Polizei wird dabei nicht als Garant, sondern als latente Bedrohung der Freiheit angesehen. Hört man Ihren Argumenten zu, dann sind es nicht Einbrecher, Vergewaltiger, gewalttätige Rocker und andere Kriminelle, die die Sicherheit der Bürger gefährden.
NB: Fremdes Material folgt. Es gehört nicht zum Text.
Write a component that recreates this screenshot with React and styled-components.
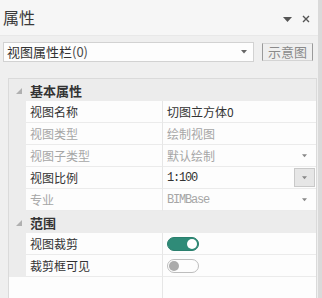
import React from "react";
import styled, { createGlobalStyle } from "styled-components";

const Global = createGlobalStyle`
  html, body { margin: 0; padding: 0; background: #efefef; }
  body { width: 322px; height: 298px; overflow: hidden; font-family: "Noto Sans CJK SC", "Noto Sans", sans-serif; }
`;

const CJK = `"Noto Sans CJK SC", "Noto Sans", sans-serif`;
const MONO = `"Liberation Mono", "Noto Sans CJK SC", monospace`;

const Panel = styled.div`
  width: 322px;
  height: 298px;
  box-sizing: border-box;
  border-right: 4px solid #dadada;
  background: #efefef;
  display: flex;
  flex-direction: column;
`;

const TitleBar = styled.div`
  height: 35px;
  flex: none;
  background: #f6f6f6;
  border-bottom: 1px solid #e8e8e8;
  display: flex;
  align-items: center;
  padding: 0 8px 0 3px;
`;

const Title = styled.div`
  flex: 1;
  font-family: ${CJK};
  font-size: 16px;
  color: #3a3a3a;
  line-height: 20px;
  margin-top: -1px;
`;

const TitleIcons = styled.div`
  display: flex;
  align-items: center;
  gap: 10px;
  margin-top: 3px;
`;

const Toolbar = styled.div`
  height: 42px;
  flex: none;
  display: flex;
  align-items: flex-start;
  padding: 6px 5px 0 3px;
  box-sizing: border-box;
  gap: 8px;
`;

const Select = styled.div`
  width: 251px;
  height: 20px;
  box-sizing: border-box;
  border: 1px solid #d2d2d2;
  background: #fdfdfd;
  display: flex;
  align-items: center;
  padding: 0 6px 0 3px;
  font-family: ${CJK};
  font-size: 13px;
  color: #333;
`;

const SelectText = styled.span`
  flex: 1;
  line-height: 18px;
`;

const Paren = styled.span`
  color: #4a4a4a;
`;

const GhostButton = styled.div`
  margin-top: 1px;
  width: 51px;
  height: 18px;
  box-sizing: border-box;
  border-top: 1px solid #d4d4d4;
  border-bottom: 1px solid #d4d4d4;
  border-left: 1px solid #9a9a9a;
  border-right: 1px solid #9a9a9a;
  display: flex;
  align-items: center;
  justify-content: center;
  font-family: ${CJK};
  font-size: 13px;
  color: #8a8a8a;
  line-height: 16px;
`;

const Grid = styled.div`
  flex: 1;
  margin: 0 1px 0 8px;
  border-top: 1px solid #dadada;
  border-left: 1px solid #dadada;
  border-right: 1px solid #dadada;
  background: #fdfdfd;
  display: flex;
  flex-direction: column;
`;

const CategoryRow = styled.div`
  height: 22px;
  flex: none;
  display: flex;
  align-items: center;
  background: #ececec;
`;

const Gutter = styled.div`
  width: 17px;
  flex: none;
  align-self: stretch;
  display: flex;
  align-items: center;
  justify-content: center;
  background: #ececec;
`;

const Expander = styled.svg`
  width: 6px;
  height: 6px;
  margin-left: 2px;
  margin-top: 1px;
`;

const CategoryLabel = styled.div`
  padding-left: 4px;
  font-family: ${CJK};
  font-size: 13px;
  font-weight: 700;
  color: #333;
`;

const Row = styled.div`
  height: 22px;
  flex: none;
  display: flex;
`;

const LabelCell = styled.div`
  width: 137px;
  flex: none;
  box-sizing: border-box;
  border-right: 1px solid #e6e6e6;
  border-bottom: 1px solid #ebebeb;
  display: flex;
  align-items: center;
  padding-left: 4px;
  font-family: ${CJK};
  font-size: 12px;
  color: ${(p) => (p.$disabled ? "#a6a6a6" : "#333")};
`;

const ValueCell = styled.div`
  flex: 1;
  box-sizing: border-box;
  border-bottom: 1px solid #ebebeb;
  display: flex;
  align-items: center;
  padding: 0 1px 0 4px;
  font-family: ${(p) => (p.$mono ? MONO : CJK)};
  font-size: 12px;
  letter-spacing: ${(p) => (p.$mono ? "-1.2px" : "0")};
  color: ${(p) => (p.$disabled ? "#a6a6a6" : "#333")};
`;

const ValueText = styled.span`
  flex: 1;
  white-space: nowrap;
`;

const ArrowSlot = styled.div`
  width: 21px;
  height: 19px;
  flex: none;
  box-sizing: border-box;
  display: flex;
  align-items: center;
  justify-content: center;
  background: ${(p) => (p.$boxed ? "#e6e6e6" : "transparent")};
  border: 1px solid ${(p) => (p.$boxed ? "#c9c9c9" : "transparent")};
`;

const Filler = styled.div`
  flex: 1;
  display: flex;
`;

const FillerLabel = styled.div`
  width: 137px;
  flex: none;
  box-sizing: border-box;
  margin-left: 17px;
  border-right: 1px solid #e6e6e6;
`;

const Toggle = styled.div`
  width: 32px;
  height: 14px;
  box-sizing: border-box;
  border-radius: 7px;
  background: ${(p) => (p.$on ? "#2f8b78" : "#fdfdfd")};
  border: 1px solid ${(p) => (p.$on ? "#2a7f6d" : "#bdbdbd")};
  display: flex;
  align-items: center;
  justify-content: ${(p) => (p.$on ? "flex-end" : "flex-start")};
  padding: 0 1px;
`;

const Knob = styled.div`
  width: 10px;
  height: 10px;
  border-radius: 50%;
  background: ${(p) => (p.$on ? "#ffffff" : "#ababab")};
`;

const DownArrow = ({ color = "#777", w = 6 }) => (
  <svg width={w} height={4} viewBox="0 0 6 4">
    <path d="M0 0 H6 L3 3.5 Z" fill={color} />
  </svg>
);

const Category = ({ label }) => (
  <CategoryRow>
    <Gutter>
      <Expander viewBox="0 0 6 6">
        <path d="M6 0 V6 H0 Z" fill="#b0b0b0" />
      </Expander>
    </Gutter>
    <CategoryLabel>{label}</CategoryLabel>
  </CategoryRow>
);

const Prop = ({ label, disabled, children, arrow, boxed, mono }) => (
  <Row>
    <Gutter />
    <LabelCell $disabled={disabled}>{label}</LabelCell>
    <ValueCell $disabled={disabled} $mono={mono}>
      <ValueText>{children}</ValueText>
      {arrow && (
        <ArrowSlot $boxed={boxed}>
          <DownArrow color="#888" w={5} />
        </ArrowSlot>
      )}
    </ValueCell>
  </Row>
);

export default function App() {
  return (
    <>
      <Global />
      <Panel>
        <TitleBar>
          <Title>属性</Title>
          <TitleIcons>
            <svg width="9" height="5" viewBox="0 0 9 5">
              <path d="M0 0 H9 L4.5 5 Z" fill="#555" />
            </svg>
            <svg width="8" height="8" viewBox="0 0 8 8">
              <path d="M1 1 L7 7 M7 1 L1 7" stroke="#555" strokeWidth="1.4" />
            </svg>
          </TitleIcons>
        </TitleBar>
        <Toolbar>
          <Select>
            <SelectText>
              视图属性栏<Paren>(0)</Paren>
            </SelectText>
            <DownArrow color="#666" w={6} />
          </Select>
          <GhostButton>示意图</GhostButton>
        </Toolbar>
        <Grid>
          <Category label="基本属性" />
          <Prop label="视图名称">切图立方体0</Prop>
          <Prop label="视图类型" disabled>绘制视图</Prop>
          <Prop label="视图子类型" disabled arrow>默认绘制</Prop>
          <Prop label="视图比例" arrow boxed mono>1:100</Prop>
          <Prop label="专业" disabled arrow mono>BIMBase</Prop>
          <Category label="范围" />
          <Prop label="视图裁剪">
            <Toggle $on>
              <Knob $on />
            </Toggle>
          </Prop>
          <Prop label="裁剪框可见">
            <Toggle>
              <Knob />
            </Toggle>
          </Prop>
          <Filler>
            <FillerLabel />
          </Filler>
        </Grid>
      </Panel>
    </>
  );
}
Es ist stattdessen die Polizei, die nur ein Ziel hat: die Freiheit von Menschen zu beschränken.
Man könnte meinen, die 6.600 Schutz- und Kriminalpolizisten in diesem Land beginnen jeden Tag ihren Dienst mit der Überlegung, wen man denn heute wieder einmal überwachen, festnehmen und einschüchtern könnte.
Wenn ich den Antrag der PIRATEN lese, dann frage ich mich: Wollen Sie nur noch eine Notrufpolizei, die darauf wartet, dass ein Bürger über die Rufnummer 110 um Hilfe bittet, weil er in Gefahr ist, eine Gefahr, in die er vielleicht gar nicht erst gekommen wäre, wenn die Polizei rechtzeitig Gefahrenabwehr betrieben hätte?
Wollen Sie eine Polizei, die so lange wartet, bis eine Straftat erst begangen wurde? Wollen Sie eine Polizei, Herr Dr. Breyer, die auf Gefahrenabwehr verzichtet?
Ich bin sicher, dass Sie beides wollen, eine Polizei, die Straftäter ermittelt und Gefahren verhindert. Wenn Sie das aber wollen, dann geben Sie Ihre Absicht auf, der Polizei in diesem Land die Instrumente aus der Hand zu nehmen, die sie braucht, um die Aufgaben der Gefahrenabwehr und der Strafverfolgung zu erfüllen - wie Videoüberwachung, Funkzellenabfrage, Handyortung oder eben Gefahrengebiete.
Hören Sie damit auf, in der Öffentlichkeit den Eindruck zu vermitteln, in diesem Land SchleswigHolstein seien Polizeibeamte vor allem mit den Zielen unterwegs, Menschen wahllos anzuhalten, wahllos zu kontrollieren und wahllos zu diskriminieren.
Sie haben für Ihre Thesen der missbräuchlichen Verwendung von Ermächtigungsgrundlagen keine Beweise, nicht einmal Indizien. Sie arbeiten mit Unterstellungen, Verdächtigungen und pauschalen Behauptungen.
Ich lasse keine Fragen zu, Frau Präsidentin. - Nicht die Eingriffsbefugnisse der Polizei sind unverhältnismäßig, politische Forderungen wie in diesem Antrag sind maßlos und grundlos.
Nicht die PIRATEN sind der Maßstab oder die „letzte Instanz“, die über Recht oder Unrecht entscheidet. Das sind bei uns in Deutschland die Verfassungsgerichte.